En toda caso, debemos tener presente que la vida de oración, la vida de relación del hombre con Dios es vida impulsada por el Espíritu Santo, no solo fruto de la labor del educador ni del empeño del alma.

Por lo demás, la orientación religiosa del niño ha de hacerse de modo paulatino, adecuado a su edad y su desarrollo.

Conviene que el niño se acostumbre desde pequeño a rezar algunas oraciones, pocas, breves y piadosas, al acostarse y al levantarse y que siga diciendo estas oraciones durante su vida.

Dios ha de tener un rostro. Es oportuno que haya en la casa alguna imagen de Jesucristo y de su madre la Virgen a las que pueda encomendarse.

Es oportuno que nos acompañe en alguna visita a la Iglesia, a rezar el rosario en familia y en la asistencia a misa, no sólo los domingos y festivos, sino también algunos días entre semana.

En su momento, le ayudaremos a hacer la primera confesión y fomentaremos su piedad eucarística, antes y después de la primera comunión.

Aprovecharemos las ocasiones en que se impartan sacramentos, como el bautismo, la comunión o la confirmación de un hermano para explicárselos.
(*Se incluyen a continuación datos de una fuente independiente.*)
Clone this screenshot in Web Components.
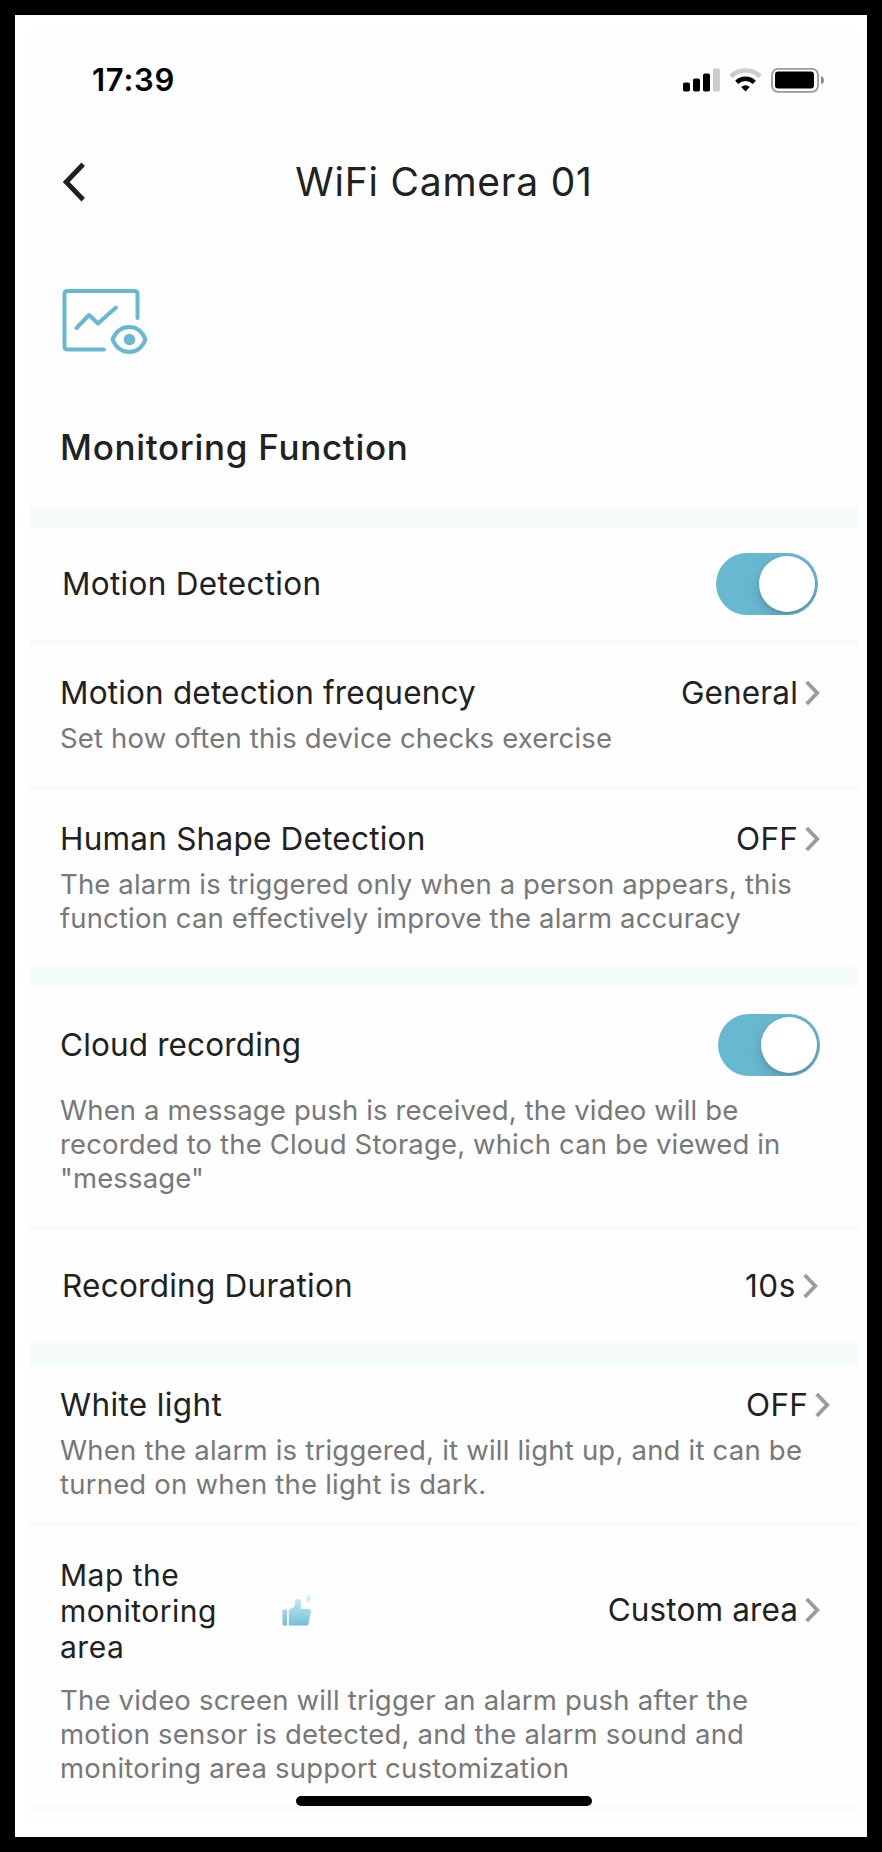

Cuidaremos los tiempos litúrgicos: adviento, navidad, cuaresma, semana santa, pascua de resurrección…; las romerías de mayo o las visitas a santuarios marianos.

En todo caso, la familia ha de ser escuela de oración, no clase de religión, aunque cuide de que esta formación quede garantizada, fomentando la amistad personal del hijo con Dios.